__STATED TASK__
Leave out the pictures; transcribe all else exactly.
____ DATA
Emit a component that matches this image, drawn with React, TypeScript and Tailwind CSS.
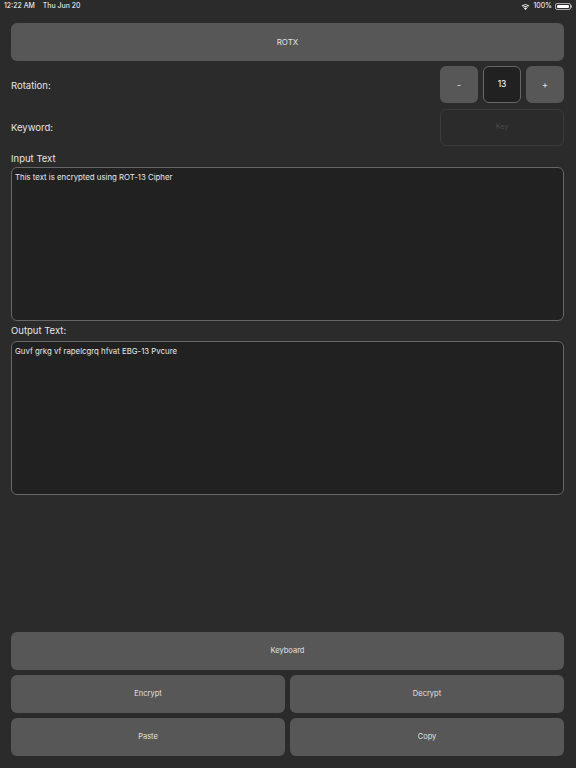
export default function App() {
  const font = { fontFamily: '"Inter", "Liberation Sans", sans-serif' };
  return (
    <div className="w-[576px] h-[768px] bg-[#2b2b2b] text-[#e5e5e5] flex flex-col overflow-hidden" style={font}>
      {/* Status bar */}
      <div className="h-[12px] flex items-center justify-between px-[4px] text-[7px] text-white">
        <div className="flex gap-[8px]">
          <span>12:22 AM</span>
          <span>Thu Jun 20</span>
        </div>
        <div className="flex items-center gap-[3px]">
          <svg width="9" height="7" viewBox="0 0 12 9" fill="white">
            <path d="M6 9 L4 6.8 A3 3 0 0 1 8 6.8 Z" />
            <path d="M2.6 5.3 A5 5 0 0 1 9.4 5.3 L8.6 6.1 A4 4 0 0 0 3.4 6.1 Z" />
            <path d="M0.8 3.5 A7.5 7.5 0 0 1 11.2 3.5 L10.3 4.4 A6.3 6.3 0 0 0 1.7 4.4 Z" />
          </svg>
          <span>100%</span>
          <div className="flex items-center">
            <div className="w-[16px] h-[7px] rounded-[2px] border border-white/60 p-[1px]">
              <div className="w-full h-full bg-white rounded-[1px]" />
            </div>
            <div className="w-[1px] h-[3px] bg-white/60 rounded-r" />
          </div>
        </div>
      </div>

      <div className="flex-1 flex flex-col pl-[11px] pr-[12px] pt-[11px] pb-[12px]">
        <button className="h-[38px] w-full rounded-[6px] bg-[#575757] text-[8px] text-[#e0e0e0]">ROTX</button>

        <div className="flex items-center justify-between mt-[5px] h-[37px]">
          <span className="pt-[3px] text-[9.5px] text-[#e5e5e5]">Rotation:</span>
          <div className="flex gap-[5px]">
            <button className="w-[38px] h-[37px] rounded-[6px] bg-[#575757] text-[9px]">-</button>
            <div className="w-[38px] h-[37px] rounded-[6px] bg-[#212121] border border-[#666] flex items-center justify-center text-[8.5px] text-white">13</div>
            <button className="w-[38px] h-[37px] rounded-[6px] bg-[#575757] text-[9px]">+</button>
          </div>
        </div>

        <div className="flex items-center justify-between mt-[6px] h-[37px]">
          <span className="pt-[2px] text-[9.5px] text-[#e5e5e5]">Keyword:</span>
          <div className="w-[124px] h-[37px] rounded-[6px] border border-[#3a3a3a] flex items-center justify-center text-[7px] text-[#4a4a4a]">Key</div>
        </div>

        <div className="text-[9.5px] mt-[4px] h-[17px] leading-[17px]">Input Text</div>
        <div className="h-[154px] rounded-[6px] bg-[#212121] border border-[#666] px-[3px] py-[4px] text-[7.8px] text-[#e8e8e8]">
          This text is encrypted using ROT-13 Cipher
        </div>

        <div className="text-[9.5px] mt-[1px] h-[17px] leading-[17px]">Output Text:</div>
        <div className="mt-[2px] h-[154px] rounded-[6px] bg-[#212121] border border-[#666] px-[3px] py-[4px] text-[7.8px] text-[#e8e8e8]">
          Guvf grkg vf rapelcgrq hfvat EBG-13 Pvcure
        </div>

        <div className="flex-1" />

        <div className="flex flex-col gap-[5px]">
          <button className="h-[38px] w-full rounded-[6px] bg-[#575757] text-[7.5px] text-[#e0e0e0]">Keyboard</button>
          <div className="grid grid-cols-2 gap-[5px]">
            <button className="h-[38px] rounded-[6px] bg-[#575757] text-[7.5px] text-[#e0e0e0]">Encrypt</button>
            <button className="h-[38px] rounded-[6px] bg-[#575757] text-[7.5px] text-[#e0e0e0]">Decrypt</button>
          </div>
          <div className="grid grid-cols-2 gap-[5px]">
            <button className="h-[38px] rounded-[6px] bg-[#575757] text-[7.5px] text-[#e0e0e0]">Paste</button>
            <button className="h-[38px] rounded-[6px] bg-[#575757] text-[7.5px] text-[#e0e0e0]">Copy</button>
          </div>
        </div>
      </div>
    </div>
  );
}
________
__RESULT FOR THIS EXERCISE__
Emit a component that matches this image, drawn with React, TypeScript and Tailwind CSS.
export default function App() {
  const font = { fontFamily: '"Inter", "Liberation Sans", sans-serif' };
  return (
    <div className="w-[576px] h-[768px] bg-[#2b2b2b] text-[#e5e5e5] flex flex-col overflow-hidden" style={font}>
      {/* Status bar */}
      <div className="h-[12px] flex items-center justify-between px-[4px] text-[7px] text-white">
        <div className="flex gap-[8px]">
          <span>12:22 AM</span>
          <span>Thu Jun 20</span>
        </div>
        <div className="flex items-center gap-[3px]">
          <svg width="9" height="7" viewBox="0 0 12 9" fill="white">
            <path d="M6 9 L4 6.8 A3 3 0 0 1 8 6.8 Z" />
            <path d="M2.6 5.3 A5 5 0 0 1 9.4 5.3 L8.6 6.1 A4 4 0 0 0 3.4 6.1 Z" />
            <path d="M0.8 3.5 A7.5 7.5 0 0 1 11.2 3.5 L10.3 4.4 A6.3 6.3 0 0 0 1.7 4.4 Z" />
          </svg>
          <span>100%</span>
          <div className="flex items-center">
            <div className="w-[16px] h-[7px] rounded-[2px] border border-white/60 p-[1px]">
              <div className="w-full h-full bg-white rounded-[1px]" />
            </div>
            <div className="w-[1px] h-[3px] bg-white/60 rounded-r" />
          </div>
        </div>
      </div>

      <div className="flex-1 flex flex-col pl-[11px] pr-[12px] pt-[11px] pb-[12px]">
        <button className="h-[38px] w-full rounded-[6px] bg-[#575757] text-[8px] text-[#e0e0e0]">ROTX</button>

        <div className="flex items-center justify-between mt-[5px] h-[37px]">
          <span className="pt-[3px] text-[9.5px] text-[#e5e5e5]">Rotation:</span>
          <div className="flex gap-[5px]">
            <button className="w-[38px] h-[37px] rounded-[6px] bg-[#575757] text-[9px]">-</button>
            <div className="w-[38px] h-[37px] rounded-[6px] bg-[#212121] border border-[#666] flex items-center justify-center text-[8.5px] text-white">13</div>
            <button className="w-[38px] h-[37px] rounded-[6px] bg-[#575757] text-[9px]">+</button>
          </div>
        </div>

        <div className="flex items-center justify-between mt-[6px] h-[37px]">
          <span className="pt-[2px] text-[9.5px] text-[#e5e5e5]">Keyword:</span>
          <div className="w-[124px] h-[37px] rounded-[6px] border border-[#3a3a3a] flex items-center justify-center text-[7px] text-[#4a4a4a]">Key</div>
        </div>

        <div className="text-[9.5px] mt-[4px] h-[17px] leading-[17px]">Input Text</div>
        <div className="h-[154px] rounded-[6px] bg-[#212121] border border-[#666] px-[3px] py-[4px] text-[7.8px] text-[#e8e8e8]">
          This text is encrypted using ROT-13 Cipher
        </div>

        <div className="text-[9.5px] mt-[1px] h-[17px] leading-[17px]">Output Text:</div>
        <div className="mt-[2px] h-[154px] rounded-[6px] bg-[#212121] border border-[#666] px-[3px] py-[4px] text-[7.8px] text-[#e8e8e8]">
          Guvf grkg vf rapelcgrq hfvat EBG-13 Pvcure
        </div>

        <div className="flex-1" />

        <div className="flex flex-col gap-[5px]">
          <button className="h-[38px] w-full rounded-[6px] bg-[#575757] text-[7.5px] text-[#e0e0e0]">Keyboard</button>
          <div className="grid grid-cols-2 gap-[5px]">
            <button className="h-[38px] rounded-[6px] bg-[#575757] text-[7.5px] text-[#e0e0e0]">Encrypt</button>
            <button className="h-[38px] rounded-[6px] bg-[#575757] text-[7.5px] text-[#e0e0e0]">Decrypt</button>
          </div>
          <div className="grid grid-cols-2 gap-[5px]">
            <button className="h-[38px] rounded-[6px] bg-[#575757] text-[7.5px] text-[#e0e0e0]">Paste</button>
            <button className="h-[38px] rounded-[6px] bg-[#575757] text-[7.5px] text-[#e0e0e0]">Copy</button>
          </div>
        </div>
      </div>
    </div>
  );
}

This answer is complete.